* [Given request] Please transcribe the listing below in full and word for word, without its pictures.

* [Data extract]
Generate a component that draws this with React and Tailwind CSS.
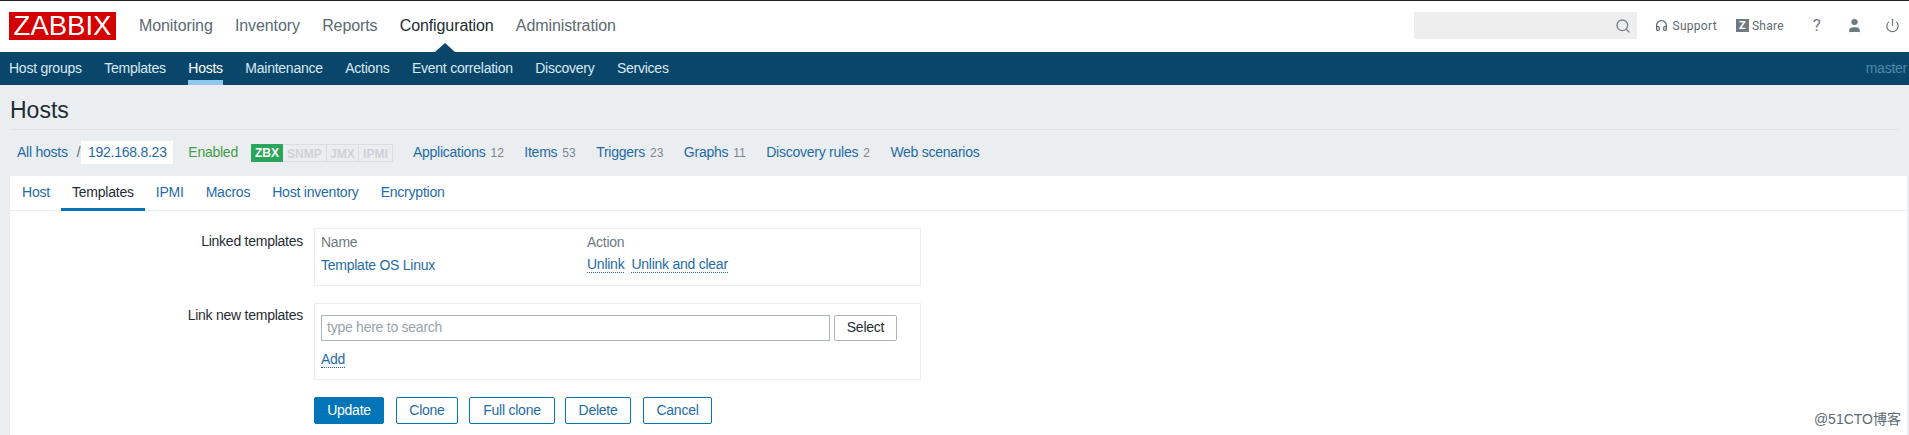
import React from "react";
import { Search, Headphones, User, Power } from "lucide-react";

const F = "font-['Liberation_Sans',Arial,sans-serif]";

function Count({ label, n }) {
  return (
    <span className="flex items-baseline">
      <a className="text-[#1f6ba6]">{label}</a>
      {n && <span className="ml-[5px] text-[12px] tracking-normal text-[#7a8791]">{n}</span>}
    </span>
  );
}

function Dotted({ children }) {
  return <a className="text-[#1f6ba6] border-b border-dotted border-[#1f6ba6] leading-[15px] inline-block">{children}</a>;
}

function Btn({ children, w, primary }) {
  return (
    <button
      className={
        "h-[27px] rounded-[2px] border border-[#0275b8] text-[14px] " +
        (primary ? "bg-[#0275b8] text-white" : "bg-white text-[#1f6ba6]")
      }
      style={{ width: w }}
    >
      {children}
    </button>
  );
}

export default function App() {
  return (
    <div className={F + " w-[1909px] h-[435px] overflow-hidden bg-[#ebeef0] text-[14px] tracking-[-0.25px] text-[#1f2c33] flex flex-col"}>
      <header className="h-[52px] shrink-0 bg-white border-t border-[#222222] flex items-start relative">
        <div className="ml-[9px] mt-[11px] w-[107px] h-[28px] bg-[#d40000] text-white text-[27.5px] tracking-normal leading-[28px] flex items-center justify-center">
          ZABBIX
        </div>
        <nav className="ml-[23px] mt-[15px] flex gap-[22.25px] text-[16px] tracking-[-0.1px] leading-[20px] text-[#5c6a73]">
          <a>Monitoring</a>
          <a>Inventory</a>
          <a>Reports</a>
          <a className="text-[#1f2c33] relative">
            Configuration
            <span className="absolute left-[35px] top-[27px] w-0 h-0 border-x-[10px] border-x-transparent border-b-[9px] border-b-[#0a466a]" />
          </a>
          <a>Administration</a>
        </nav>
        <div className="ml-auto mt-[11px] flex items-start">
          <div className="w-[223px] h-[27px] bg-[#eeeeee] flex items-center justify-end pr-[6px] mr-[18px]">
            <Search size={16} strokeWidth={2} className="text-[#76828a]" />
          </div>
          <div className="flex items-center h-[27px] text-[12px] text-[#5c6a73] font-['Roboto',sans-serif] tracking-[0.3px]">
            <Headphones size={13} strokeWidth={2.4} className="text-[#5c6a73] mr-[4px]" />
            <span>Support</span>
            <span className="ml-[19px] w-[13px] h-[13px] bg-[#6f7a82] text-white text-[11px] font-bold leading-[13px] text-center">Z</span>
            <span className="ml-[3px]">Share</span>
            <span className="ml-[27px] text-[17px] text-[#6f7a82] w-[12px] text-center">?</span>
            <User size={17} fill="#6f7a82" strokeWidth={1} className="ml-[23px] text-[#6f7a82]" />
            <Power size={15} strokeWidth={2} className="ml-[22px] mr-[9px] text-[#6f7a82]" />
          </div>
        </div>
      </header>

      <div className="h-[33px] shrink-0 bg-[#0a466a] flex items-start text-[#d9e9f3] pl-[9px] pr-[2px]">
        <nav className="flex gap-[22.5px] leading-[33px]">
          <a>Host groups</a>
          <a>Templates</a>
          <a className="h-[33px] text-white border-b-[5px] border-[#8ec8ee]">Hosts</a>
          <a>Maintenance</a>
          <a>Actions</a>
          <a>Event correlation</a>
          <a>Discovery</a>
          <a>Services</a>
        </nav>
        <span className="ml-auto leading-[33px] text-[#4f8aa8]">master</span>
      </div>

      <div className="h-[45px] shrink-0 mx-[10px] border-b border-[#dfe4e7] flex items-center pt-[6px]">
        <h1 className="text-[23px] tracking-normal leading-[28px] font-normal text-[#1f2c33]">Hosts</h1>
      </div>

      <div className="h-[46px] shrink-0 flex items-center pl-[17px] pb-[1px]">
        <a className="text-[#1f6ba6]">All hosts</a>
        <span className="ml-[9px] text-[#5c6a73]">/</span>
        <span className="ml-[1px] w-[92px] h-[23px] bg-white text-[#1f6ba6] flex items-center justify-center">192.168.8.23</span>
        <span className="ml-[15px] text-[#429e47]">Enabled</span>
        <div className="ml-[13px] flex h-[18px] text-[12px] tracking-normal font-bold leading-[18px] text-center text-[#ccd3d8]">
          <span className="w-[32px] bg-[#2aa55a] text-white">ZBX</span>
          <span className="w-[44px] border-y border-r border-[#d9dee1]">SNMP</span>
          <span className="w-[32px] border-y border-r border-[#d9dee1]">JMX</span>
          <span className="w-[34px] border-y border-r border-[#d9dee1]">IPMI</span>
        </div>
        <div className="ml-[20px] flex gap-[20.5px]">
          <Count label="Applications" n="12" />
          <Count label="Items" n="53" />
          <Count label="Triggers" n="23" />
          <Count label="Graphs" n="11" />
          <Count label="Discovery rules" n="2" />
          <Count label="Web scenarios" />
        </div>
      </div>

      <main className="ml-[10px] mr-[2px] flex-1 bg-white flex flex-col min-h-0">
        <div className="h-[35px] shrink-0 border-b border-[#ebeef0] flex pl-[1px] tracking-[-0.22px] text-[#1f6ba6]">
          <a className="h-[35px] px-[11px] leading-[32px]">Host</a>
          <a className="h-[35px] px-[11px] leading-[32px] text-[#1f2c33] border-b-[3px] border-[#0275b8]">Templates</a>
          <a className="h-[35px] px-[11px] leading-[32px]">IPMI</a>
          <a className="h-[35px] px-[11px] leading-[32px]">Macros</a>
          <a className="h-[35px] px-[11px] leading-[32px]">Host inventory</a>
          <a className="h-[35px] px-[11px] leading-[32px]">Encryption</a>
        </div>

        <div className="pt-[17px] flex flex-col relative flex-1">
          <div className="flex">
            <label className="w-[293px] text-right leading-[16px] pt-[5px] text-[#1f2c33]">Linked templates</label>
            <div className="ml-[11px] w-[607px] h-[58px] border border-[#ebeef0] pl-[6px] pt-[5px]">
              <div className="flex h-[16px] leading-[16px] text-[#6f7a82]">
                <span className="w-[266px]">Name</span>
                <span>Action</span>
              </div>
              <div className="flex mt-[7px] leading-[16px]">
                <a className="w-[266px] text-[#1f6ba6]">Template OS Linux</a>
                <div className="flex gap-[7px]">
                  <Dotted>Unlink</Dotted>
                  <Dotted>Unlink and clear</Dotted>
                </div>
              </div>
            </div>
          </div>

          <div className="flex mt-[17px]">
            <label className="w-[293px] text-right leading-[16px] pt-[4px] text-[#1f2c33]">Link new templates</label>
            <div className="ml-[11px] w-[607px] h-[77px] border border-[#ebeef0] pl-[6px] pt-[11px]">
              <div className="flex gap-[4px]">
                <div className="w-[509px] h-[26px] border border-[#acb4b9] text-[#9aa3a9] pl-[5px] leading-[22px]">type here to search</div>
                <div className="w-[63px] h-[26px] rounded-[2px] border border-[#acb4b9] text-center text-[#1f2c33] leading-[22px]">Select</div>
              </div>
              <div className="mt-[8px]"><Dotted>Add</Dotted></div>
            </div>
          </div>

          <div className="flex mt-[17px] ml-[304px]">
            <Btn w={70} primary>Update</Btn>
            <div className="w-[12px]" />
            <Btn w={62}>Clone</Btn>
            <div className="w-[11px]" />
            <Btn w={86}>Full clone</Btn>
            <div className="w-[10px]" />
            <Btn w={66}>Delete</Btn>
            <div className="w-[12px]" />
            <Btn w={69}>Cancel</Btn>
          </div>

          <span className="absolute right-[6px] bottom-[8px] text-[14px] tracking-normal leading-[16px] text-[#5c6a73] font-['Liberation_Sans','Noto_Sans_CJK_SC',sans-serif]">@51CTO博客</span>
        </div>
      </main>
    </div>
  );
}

* [Correct result]
Generate a component that draws this with React and Tailwind CSS.
import React from "react";
import { Search, Headphones, User, Power } from "lucide-react";

const F = "font-['Liberation_Sans',Arial,sans-serif]";

function Count({ label, n }) {
  return (
    <span className="flex items-baseline">
      <a className="text-[#1f6ba6]">{label}</a>
      {n && <span className="ml-[5px] text-[12px] tracking-normal text-[#7a8791]">{n}</span>}
    </span>
  );
}

function Dotted({ children }) {
  return <a className="text-[#1f6ba6] border-b border-dotted border-[#1f6ba6] leading-[15px] inline-block">{children}</a>;
}

function Btn({ children, w, primary }) {
  return (
    <button
      className={
        "h-[27px] rounded-[2px] border border-[#0275b8] text-[14px] " +
        (primary ? "bg-[#0275b8] text-white" : "bg-white text-[#1f6ba6]")
      }
      style={{ width: w }}
    >
      {children}
    </button>
  );
}

export default function App() {
  return (
    <div className={F + " w-[1909px] h-[435px] overflow-hidden bg-[#ebeef0] text-[14px] tracking-[-0.25px] text-[#1f2c33] flex flex-col"}>
      <header className="h-[52px] shrink-0 bg-white border-t border-[#222222] flex items-start relative">
        <div className="ml-[9px] mt-[11px] w-[107px] h-[28px] bg-[#d40000] text-white text-[27.5px] tracking-normal leading-[28px] flex items-center justify-center">
          ZABBIX
        </div>
        <nav className="ml-[23px] mt-[15px] flex gap-[22.25px] text-[16px] tracking-[-0.1px] leading-[20px] text-[#5c6a73]">
          <a>Monitoring</a>
          <a>Inventory</a>
          <a>Reports</a>
          <a className="text-[#1f2c33] relative">
            Configuration
            <span className="absolute left-[35px] top-[27px] w-0 h-0 border-x-[10px] border-x-transparent border-b-[9px] border-b-[#0a466a]" />
          </a>
          <a>Administration</a>
        </nav>
        <div className="ml-auto mt-[11px] flex items-start">
          <div className="w-[223px] h-[27px] bg-[#eeeeee] flex items-center justify-end pr-[6px] mr-[18px]">
            <Search size={16} strokeWidth={2} className="text-[#76828a]" />
          </div>
          <div className="flex items-center h-[27px] text-[12px] text-[#5c6a73] font-['Roboto',sans-serif] tracking-[0.3px]">
            <Headphones size={13} strokeWidth={2.4} className="text-[#5c6a73] mr-[4px]" />
            <span>Support</span>
            <span className="ml-[19px] w-[13px] h-[13px] bg-[#6f7a82] text-white text-[11px] font-bold leading-[13px] text-center">Z</span>
            <span className="ml-[3px]">Share</span>
            <span className="ml-[27px] text-[17px] text-[#6f7a82] w-[12px] text-center">?</span>
            <User size={17} fill="#6f7a82" strokeWidth={1} className="ml-[23px] text-[#6f7a82]" />
            <Power size={15} strokeWidth={2} className="ml-[22px] mr-[9px] text-[#6f7a82]" />
          </div>
        </div>
      </header>

      <div className="h-[33px] shrink-0 bg-[#0a466a] flex items-start text-[#d9e9f3] pl-[9px] pr-[2px]">
        <nav className="flex gap-[22.5px] leading-[33px]">
          <a>Host groups</a>
          <a>Templates</a>
          <a className="h-[33px] text-white border-b-[5px] border-[#8ec8ee]">Hosts</a>
          <a>Maintenance</a>
          <a>Actions</a>
          <a>Event correlation</a>
          <a>Discovery</a>
          <a>Services</a>
        </nav>
        <span className="ml-auto leading-[33px] text-[#4f8aa8]">master</span>
      </div>

      <div className="h-[45px] shrink-0 mx-[10px] border-b border-[#dfe4e7] flex items-center pt-[6px]">
        <h1 className="text-[23px] tracking-normal leading-[28px] font-normal text-[#1f2c33]">Hosts</h1>
      </div>

      <div className="h-[46px] shrink-0 flex items-center pl-[17px] pb-[1px]">
        <a className="text-[#1f6ba6]">All hosts</a>
        <span className="ml-[9px] text-[#5c6a73]">/</span>
        <span className="ml-[1px] w-[92px] h-[23px] bg-white text-[#1f6ba6] flex items-center justify-center">192.168.8.23</span>
        <span className="ml-[15px] text-[#429e47]">Enabled</span>
        <div className="ml-[13px] flex h-[18px] text-[12px] tracking-normal font-bold leading-[18px] text-center text-[#ccd3d8]">
          <span className="w-[32px] bg-[#2aa55a] text-white">ZBX</span>
          <span className="w-[44px] border-y border-r border-[#d9dee1]">SNMP</span>
          <span className="w-[32px] border-y border-r border-[#d9dee1]">JMX</span>
          <span className="w-[34px] border-y border-r border-[#d9dee1]">IPMI</span>
        </div>
        <div className="ml-[20px] flex gap-[20.5px]">
          <Count label="Applications" n="12" />
          <Count label="Items" n="53" />
          <Count label="Triggers" n="23" />
          <Count label="Graphs" n="11" />
          <Count label="Discovery rules" n="2" />
          <Count label="Web scenarios" />
        </div>
      </div>

      <main className="ml-[10px] mr-[2px] flex-1 bg-white flex flex-col min-h-0">
        <div className="h-[35px] shrink-0 border-b border-[#ebeef0] flex pl-[1px] tracking-[-0.22px] text-[#1f6ba6]">
          <a className="h-[35px] px-[11px] leading-[32px]">Host</a>
          <a className="h-[35px] px-[11px] leading-[32px] text-[#1f2c33] border-b-[3px] border-[#0275b8]">Templates</a>
          <a className="h-[35px] px-[11px] leading-[32px]">IPMI</a>
          <a className="h-[35px] px-[11px] leading-[32px]">Macros</a>
          <a className="h-[35px] px-[11px] leading-[32px]">Host inventory</a>
          <a className="h-[35px] px-[11px] leading-[32px]">Encryption</a>
        </div>

        <div className="pt-[17px] flex flex-col relative flex-1">
          <div className="flex">
            <label className="w-[293px] text-right leading-[16px] pt-[5px] text-[#1f2c33]">Linked templates</label>
            <div className="ml-[11px] w-[607px] h-[58px] border border-[#ebeef0] pl-[6px] pt-[5px]">
              <div className="flex h-[16px] leading-[16px] text-[#6f7a82]">
                <span className="w-[266px]">Name</span>
                <span>Action</span>
              </div>
              <div className="flex mt-[7px] leading-[16px]">
                <a className="w-[266px] text-[#1f6ba6]">Template OS Linux</a>
                <div className="flex gap-[7px]">
                  <Dotted>Unlink</Dotted>
                  <Dotted>Unlink and clear</Dotted>
                </div>
              </div>
            </div>
          </div>

          <div className="flex mt-[17px]">
            <label className="w-[293px] text-right leading-[16px] pt-[4px] text-[#1f2c33]">Link new templates</label>
            <div className="ml-[11px] w-[607px] h-[77px] border border-[#ebeef0] pl-[6px] pt-[11px]">
              <div className="flex gap-[4px]">
                <div className="w-[509px] h-[26px] border border-[#acb4b9] text-[#9aa3a9] pl-[5px] leading-[22px]">type here to search</div>
                <div className="w-[63px] h-[26px] rounded-[2px] border border-[#acb4b9] text-center text-[#1f2c33] leading-[22px]">Select</div>
              </div>
              <div className="mt-[8px]"><Dotted>Add</Dotted></div>
            </div>
          </div>

          <div className="flex mt-[17px] ml-[304px]">
            <Btn w={70} primary>Update</Btn>
            <div className="w-[12px]" />
            <Btn w={62}>Clone</Btn>
            <div className="w-[11px]" />
            <Btn w={86}>Full clone</Btn>
            <div className="w-[10px]" />
            <Btn w={66}>Delete</Btn>
            <div className="w-[12px]" />
            <Btn w={69}>Cancel</Btn>
          </div>

          <span className="absolute right-[6px] bottom-[8px] text-[14px] tracking-normal leading-[16px] text-[#5c6a73] font-['Liberation_Sans','Noto_Sans_CJK_SC',sans-serif]">@51CTO博客</span>
        </div>
      </main>
    </div>
  );
}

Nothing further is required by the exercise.